▶ _WHAT YOU HAVE TO DO_: Scan the material and copy every line in which "React" appears.

▶ _PROVIDED DATA_:
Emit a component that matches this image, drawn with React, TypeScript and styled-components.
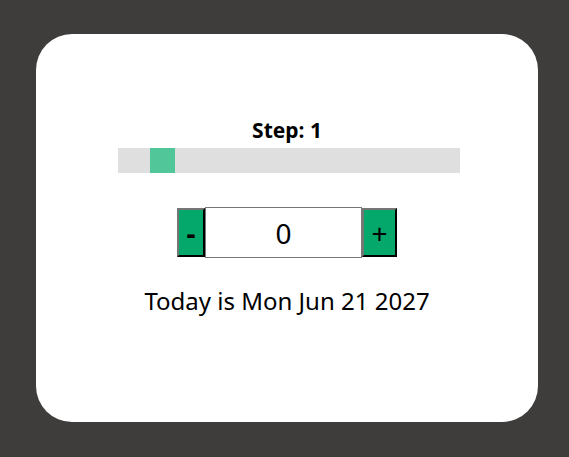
import React, {useState} from 'react';
import styled, {createGlobalStyle} from 'styled-components';

const GlobalStyle = createGlobalStyle`
    body {
        margin: 0;
        background: #3f3d3b;
        font-family: "Noto Sans", "Open Sans", sans-serif;
    }
`;

const Page = styled.div`
    padding: 34px 31px 35px 36px;
`;

const Card = styled.div`
    height: 388px;
    background: #ffffff;
    border-radius: 36px;
    display: flex;
    flex-direction: column;
    align-items: center;
    padding-top: 82px;
    box-sizing: border-box;
`;

const StepLabel = styled.div`
    font-size: 21px;
    font-weight: 700;
    line-height: 28px;
    color: #000;
    margin-bottom: 4px;
`;

const Track = styled.div`
    width: 342px;
    height: 25px;
    margin-left: 4px;
    background: #dfdfdf;
    position: relative;
`;

const Thumb = styled.div`
    position: absolute;
    top: 0;
    width: 25px;
    height: 25px;
    background: #50c699;
`;

const Counter = styled.div`
    display: flex;
    align-items: center;
    margin-top: 34px;
`;

const StepButton = styled.button<{ $wide?: boolean }>`
    width: ${p => (p.$wide ? 35 : 28)}px;
    height: 49px;
    padding: 0;
    background: #05a86b;
    border: 2px solid;
    border-color: #767676 #000 #000 #767676;
    font-family: "Noto Sans", sans-serif;
    font-size: 28px;
    font-weight: ${p => (p.$wide ? 400 : 700)};
    line-height: 1;
    color: #000;
    cursor: pointer;
`;

const Value = styled.input`
    width: 157px;
    height: 51px;
    box-sizing: border-box;
    border: 1px solid #767676;
    text-align: center;
    font-family: "Noto Sans", sans-serif;
    font-size: 28px;
    color: #000;
    outline: none;
`;

const DateLine = styled.div`
    margin-top: 27px;
    font-size: 24px;
    line-height: 32px;
    color: #000;
`;

export default function App() {
    const [step] = useState(1);
    const [count, setCount] = useState(0);

    return (
        <Page>
            <GlobalStyle/>
            <Card>
                <StepLabel>Step: {step}</StepLabel>
                <Track>
                    <Thumb style={{left: step * 32}}/>
                </Track>
                <Counter>
                    <StepButton onClick={() => setCount(count - step)}>-</StepButton>
                    <Value value={count} readOnly/>
                    <StepButton $wide onClick={() => setCount(count + step)}>+</StepButton>
                </Counter>
                <DateLine>Today is Mon Jun 21 2027</DateLine>
            </Card>
        </Page>
    );
}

▶ _TASK ANSWER_:
Emit a component that matches this image, drawn with React, TypeScript and styled-components.
import React, {useState} from 'react';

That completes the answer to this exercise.